Meninas são molestadas o tempo todo na Índia; autoridades poderosas costumam abusar de seus cargos para evitar processos penais; os tribunais são lentos e com frequência corruptos.
Mas o caso é emblemático de como a crescente classe média da Índia, estimulada por uma imprensa vigorosa, está cada vez mais disposta a reagir. Uma cronologia do drama da família Girotra pode ser remontada a partir de entrevistas com testemunhas, documentos judiciais e registros policiais.
Em 12 de agosto de 1990, Ruchika foi visitar Rathore em seu gabinete, levando consigo sua amiga Aradhna. Rathore retirou Aradhna da sala. Quando ela voltou, minutos depois, viu Rathore pressionando seu corpo contra Ruchika. "Eu o vi segurando a Ruchika com força"', contou Aradhna. "Ela não conseguia nem respirar."
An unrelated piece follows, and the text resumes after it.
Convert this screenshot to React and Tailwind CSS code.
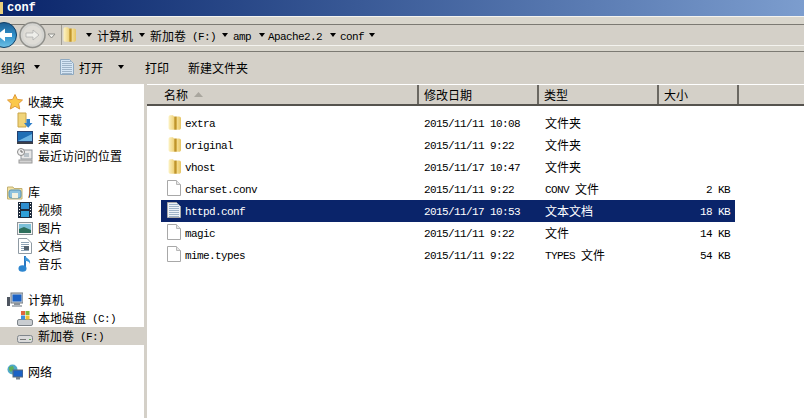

Assustado, Rathore deixou que Ruchika saísse correndo da sala. As duas sabiam que um chefe de polícia como Rathore tinha poderes para fazer mal às suas famílias, contou Aradhna. As meninas decidiram ficar em silêncio.
Mas, no dia seguinte, Rathore chamou Ruchika outra vez. Aterrorizadas, elas contaram o caso aos pais. O pai de Ruchika, S.C. Girotra, e vários vizinhos dele foram até a casa de Rathore. Girotra disse que só desejava um pedido de desculpas. Mas Rathore escapuliu.
Girotra escreveu às autoridades de Haryana. Ruchika e sua família, então, começaram a ser alvo de intimidações.
Primeiro, ela foi expulsa da sua escola. Três anos se passaram. Ashu, então um universitário de 19 anos, foi preso sob suspeita de furtar automóveis. Contou que foi agredido e passou dois meses a pão e chá. Acabou sendo libertado sob fiança. "Ela [Ruchika] se sentiu responsável por esse estado de coisas", relatou Ashu.
Logo ele foi detido novamente e passou semanas preso sem explicação. Em 25 de dezembro de 1993, a polícia levou Ashu até o bairro da família Girotra e desfilou com ele pelas ruas, surrado e algemado. "Os policiais disseram à Ruchika: 'Está vendo a condição do seu irmão? A mesma coisa vai acontecer com o seu pai'", contou Girotra.
Três dias depois, ele encontrou a filha inconsciente na sua cama, com uma espuma branca na boca. Ela havia se envenenado. Morreu um dia depois, aos 18 anos.
Ashu foi solto no dia seguinte à cremação da irmã. Um juiz posteriormente concluiu que não havia provas contra ele. Girotra vendeu sua casa assim que conseguiu, por uma fração do valor real, e se mudou com o filho para outro Estado.
Rathore foi promovido por uma série de ministros-chefes, chegando ao topo da polícia estadual em 1999. Mas o caso de Ruchika não evaporou. A amiga Aradhna e os pais dela, Anand e Madhu Parkash, continuaram pressionando por uma investigação completa.
Rathore moveu ações cíveis e penais contra a família. Parkash foi rebaixado de função e acabou sendo obrigado a se aposentar prematuramente, com uma pensão reduzida.
Mas a telegênica e articulada família Parkash chamou a atenção dos florescentes canais de notícias 24 horas da TV indiana, que encamparam a história de Ruchika como uma cruzada. A família Parkash travou uma divulgadíssima batalha nos tribunais para conseguir imputar acusações a Rathore, e finalmente, em 1999, a Alta Corte de Haryana se manifestou a seu favor.
Em janeiro de 2000, quase uma década depois do incidente, Rathore foi formalmente acusado de molestar Ruchika Girotra. Poderia ser condenado a até dois anos de prisão. Foi afastado da polícia.
O julgamento durou praticamente mais uma década.
Finalmente, em 21 de dezembro de 2009, quase 20 anos depois do crime, Rathore foi condenado por molestar Ruchika. O juiz lhe impôs uma sentença reduzida de seis meses de prisão, depois que a mulher dele argumentou que o longo julgamento e a idade do réu, 67 anos, lhe davam direito a leniência. Ele também foi multado em mil rúpias, cerca de R$ 39. Rathore está em liberdade enquanto recorre do veredicto.
"Esta é uma luta contra um sistema apodrecido", disse Parkash. "Temos de fazer nosso dever. Vou levar este caso até o seu final lógico, até o final da minha vida."